America’s national parks have also experienced record levels of attendance year after year. The system was strained beyond capacity even before the blanket, arbitrary staff terminations began to take hold.

This year, visitors to the national parks will notice the understaffing and all the problems that come with it. Facilities will likely be closed or in disrepair. Park visitors will probably have to wait in longer lines as fewer park staff process vehicles and day-use fees.

The unjustly terminated stewards of our natural heritage say they will not stay silent. Many are urging their colleagues and friends to give their representatives in Congress an earful.

Musk and Trump said the firings are necessary to balance the federal budget. At the same time, the Trump Administration is pushing federal lawmakers to enact sweeping tax cuts for top earners that will add trillions of dollars to the national debt over the long run.

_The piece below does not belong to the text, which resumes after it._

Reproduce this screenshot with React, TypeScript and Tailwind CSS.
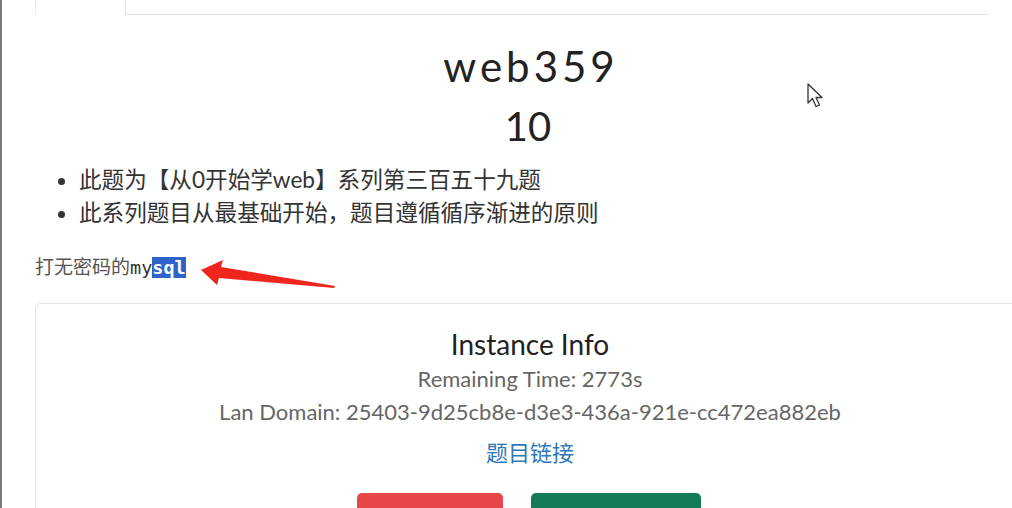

Musk’s companies also continue to receive lucrative federal contracts, as Severson noted.

“Musk continues to take away American jobs and decimate the agencies that support the public,” she said.

She said that people all along the political spectrum should speak out against what’s happening to the nation’s public lands.“National parks are something all Americans, whether Republican or Democrat, take pride in and treasure,” she said. “I believe to make America great, our federal budget should support what makes us great: science, technology, the arts, our land, and our people.”